Harissa Sunkist® Navel Orange Chicken
Joselyne & David
- Prep Time: 15 minutes
- Cook Time: 45 minutes
Harissa Sunkist® Navel Orange Chicken
Joselyne & David
Directions
- Preheat oven to 425F
- Put the Sunkist® Navel orange slices in a large roasting pan. Add in the thyme, orange and lemon juice, and the mustard.
- Season chicken thighs with harissa paste.
- Arrange in roasting pan in a single layer, skin side up.
- Pour the chicken stock into the pan and pour 1 tbsp oil over the chicken thighs.
- Roast for 35-40 mins until the chicken is golden and cooked through (until it starts to crisp).
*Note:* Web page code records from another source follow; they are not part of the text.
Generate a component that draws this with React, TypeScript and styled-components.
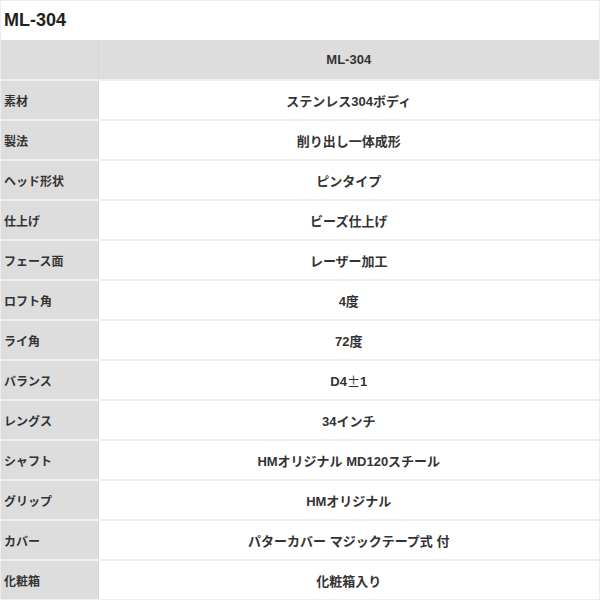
import React from "react";
import styled, { createGlobalStyle } from "styled-components";

const GlobalStyle = createGlobalStyle`
  html, body {
    margin: 0;
    padding: 0;
    background: #ffffff;
  }
  body {
    font-family: "Liberation Sans", "Noto Sans CJK JP", sans-serif;
    color: #333333;
  }
`;

interface SpecRow {
  label: string;
  value: React.ReactNode;
}

const specs: SpecRow[] = [
  { label: "素材", value: "ステンレス304ボディ" },
  { label: "製法", value: "削り出し一体成形" },
  { label: "ヘッド形状", value: "ピンタイプ" },
  { label: "仕上げ", value: "ビーズ仕上げ" },
  { label: "フェース面", value: "レーザー加工" },
  { label: "ロフト角", value: "4度" },
  { label: "ライ角", value: "72度" },
  {
    label: "バランス",
    value: (
      <>
        D4<Wide>±</Wide>1
      </>
    ),
  },
  { label: "レングス", value: "34インチ" },
  { label: "シャフト", value: "HMオリジナル MD120スチール" },
  { label: "グリップ", value: "HMオリジナル" },
  { label: "カバー", value: "パターカバー マジックテープ式 付" },
  { label: "化粧箱", value: "化粧箱入り" },
];

const App = () => {
  return (
    <>
      <GlobalStyle />
      <Page>
        <Title>ML-304</Title>
        <Table>
          <tbody>
            <Row>
              <LabelCell />
              <ValueCell $head>ML-304</ValueCell>
            </Row>
            {specs.map((spec) => (
              <Row key={spec.label}>
                <LabelCell>{spec.label}</LabelCell>
                <ValueCell>{spec.value}</ValueCell>
              </Row>
            ))}
          </tbody>
        </Table>
      </Page>
    </>
  );
};

export default App;

function Wide({ children }: { children: React.ReactNode }) {
  return <WideGlyph>{children}</WideGlyph>;
}

const WideGlyph = styled.span`
  font-family: "Noto Sans CJK JP", sans-serif;
  font-weight: 400;
`;

const Page = styled.div`
  width: 600px;
  height: 600px;
  box-sizing: border-box;
  border: 1px solid #ececec;
  border-bottom: none;
  overflow: hidden;
`;

const Title = styled.h1`
  margin: 0;
  height: 39px;
  display: flex;
  align-items: center;
  padding-left: 3px;
  font-size: 18px;
  font-weight: 700;
  color: #222222;
`;

const Table = styled.table`
  width: 100%;
  border-collapse: collapse;
  border-spacing: 0;
  table-layout: fixed;
`;

const Row = styled.tr`
  height: 40px;
  border-bottom: 2px solid #efefef;
`;

const LabelCell = styled.th`
  width: 97px;
  background: #dddddd;
  border-right: 1px solid #d6d6d6;
  text-align: left;
  padding: 0 0 0 3px;
  font-size: 12px;
  font-weight: 700;
  color: #333333;
  box-sizing: border-box;
`;

const ValueCell = styled.td<{ $head?: boolean }>`
  background: ${({ $head }) => ($head ? "#dddddd" : "#ffffff")};
  text-align: center;
  padding: 0;
  font-size: 13px;
  font-weight: 700;
  color: #333333;
`;
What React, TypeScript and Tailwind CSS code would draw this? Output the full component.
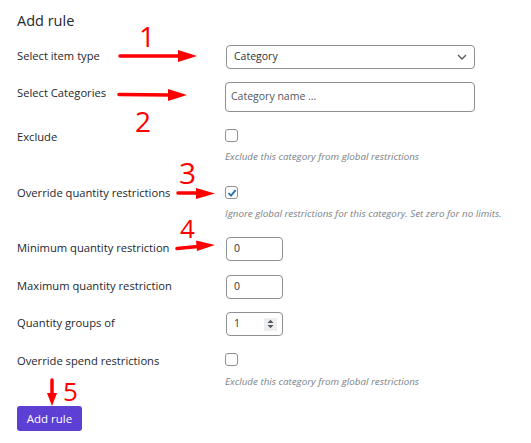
import React from "react";

const font = { fontFamily: '"Open Sans", "Liberation Sans", sans-serif' };

function Label({ children, pt = "pt-0" }: { children: React.ReactNode; pt?: string }) {
  return (
    <div className={`w-[209px] shrink-0 text-[11.2px] leading-[16px] font-medium text-[#23282d] ${pt}`}>
      {children}
    </div>
  );
}

function Box({ checked = false, className = "" }: { checked?: boolean; className?: string }) {
  return (
    <div
      className={`w-[13px] h-[13px] rounded-[3px] border border-[#8c8f94] bg-white flex items-center justify-center ${className}`}
    >
      {checked && (
        <svg width="10" height="10" viewBox="0 0 10 10">
          <path d="M1.5 5.2 L4 7.6 L8.6 2.2" fill="none" stroke="#2271b1" strokeWidth="1.8" />
        </svg>
      )}
    </div>
  );
}

function Hint({ children }: { children: React.ReactNode }) {
  return <div className="text-[9.8px] leading-[14px] italic text-[#7a7f85]">{children}</div>;
}

function Num({ value, spinner = false }: { value: string; spinner?: boolean }) {
  return (
    <div className="w-[57px] h-[24px] rounded-[4px] border border-[#8c8f94] bg-white flex items-center pl-[7px] pr-[5px] text-[10.5px] text-[#2c3338]">
      <span className="flex-1">{value}</span>
      {spinner && (
        <span className="w-[13px] h-[13px] bg-[#eeeeee] flex items-center justify-center">
          <svg width="7" height="10" viewBox="0 0 7 10">
            <path d="M0.5 4 L3.5 0.8 L6.5 4 Z M0.5 6 L3.5 9.2 L6.5 6 Z" fill="#50575e" />
          </svg>
        </span>
      )}
    </div>
  );
}

export default function App() {
  return (
    <main className="relative w-[531px] h-[443px] bg-white overflow-hidden" style={font}>
      <section className="flex flex-col px-[17px] pt-[11px]">
        <h2 className="text-[14.5px] leading-[20px] text-[#23282d]">Add rule</h2>

        <div className="flex mt-[14px]">
          <Label pt="pt-[3px]">Select item type</Label>
          <div className="w-[249px] h-[24px] rounded-[4px] border border-[#8c8f94] bg-white flex items-center pl-[7px] pr-[7px] text-[10.5px] text-[#2c3338]">
            <span className="flex-1">Category</span>
            <svg width="10" height="6" viewBox="0 0 10 6">
              <path d="M1 1 L5 5 L9 1" fill="none" stroke="#50575e" strokeWidth="1.3" />
            </svg>
          </div>
        </div>

        <div className="flex mt-[13px]">
          <Label pt="pt-[3px]">Select Categories</Label>
          <div className="w-[250px] h-[30px] rounded-[4px] border border-[#8c8f94] bg-white flex items-center pl-[5px] -ml-[1px] text-[10.5px] text-[#50575e]">
            Category name ...
          </div>
        </div>

        <div className="flex mt-[17px]">
          <Label>Exclude</Label>
          <div className="flex flex-col -ml-[1px]">
            <Box />
            <div className="mt-[8px]">
              <Hint>Exclude this category from global restrictions</Hint>
            </div>
          </div>
        </div>

        <div className="flex mt-[21px]">
          <Label>Override quantity restrictions</Label>
          <div className="flex flex-col -ml-[1px]">
            <Box checked className="mt-[1px]" />
            <div className="mt-[8px]">
              <Hint>Ignore global restrictions for this category. Set zero for no limits.</Hint>
            </div>
          </div>
        </div>

        <div className="flex mt-[16px]">
          <Label pt="pt-[3px]">Minimum quantity restriction</Label>
          <Num value="0" />
        </div>

        <div className="flex mt-[14px]">
          <Label pt="pt-[3px]">Maximum quantity restriction</Label>
          <Num value="0" />
        </div>

        <div className="flex mt-[13px]">
          <Label pt="pt-[3px]">Quantity groups of</Label>
          <Num value="1" spinner />
        </div>

        <div className="flex mt-[17px]">
          <Label>Override spend restrictions</Label>
          <div className="flex flex-col -ml-[1px]">
            <Box />
            <div className="mt-[9px]">
              <Hint>Exclude this category from global restrictions</Hint>
            </div>
          </div>
        </div>

        <button className="mt-[17px] self-start w-[65px] h-[25px] rounded-[3px] bg-[#5d3fd3] text-white text-[11.5px]">
          Add rule
        </button>
      </section>

      {/* annotations */}
      <svg className="absolute inset-0 pointer-events-none" width="531" height="443" viewBox="0 0 531 443">
        <g stroke="#ff0000" strokeWidth="3.5" strokeLinecap="round" fill="none">
          <path d="M120 56 L180 56" />
          <path d="M119 94.5 L170 95" />
          <path d="M178 193 L198 193" />
          <path d="M177 248.5 L198 246.5" />
          <path d="M52 380 L52 395" />
        </g>
        <g fill="#ff0000">
          <path d="M178 50 L197 56 L178 62 Z" />
          <path d="M168 89 L187 95 L168 101 Z" />
          <path d="M196 188 L215 193.5 L196 199 Z" />
          <path d="M196 240.5 L215 245 L197 251 Z" />
          <path d="M47 393 L52 406 L57 393 Z" />
        </g>
      </svg>
      <span className="absolute left-[139px] top-[22px] text-[28px] leading-none text-[#ff0000]">1</span>
      <span className="absolute left-[135px] top-[107px] text-[28px] leading-none text-[#ff0000]">2</span>
      <span className="absolute left-[179px] top-[158px] text-[30px] leading-none text-[#ff0000]">3</span>
      <span className="absolute left-[180px] top-[215px] text-[26px] leading-none text-[#ff0000]">4</span>
      <span className="absolute left-[63px] top-[378px] text-[26px] leading-none text-[#ff0000]">5</span>
    </main>
  );
}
- To cook the rice, melt the butter with 1 tbsp oil in a saucepan with lid. Add the onion and cook over a medium heat for 15 mins until golden and softened.
- Add the cumin, coriander and turmeric, cook for 2 mins, then stir through the rice, carrots and sultanas.
- Pour in the stock, season with pepper and stir together. Bring to a boil, cover, turn the heat right down and simmer for 10 mins.
- Remove from the heat and set aside for 5 mins with the lid still on.
- Stir through most of the almonds and the chopped coriander.
- Transfer the rice to a serving bowl. Put the chicken on tray and garnish with the coriander leaves, remaining almonds and orange zest.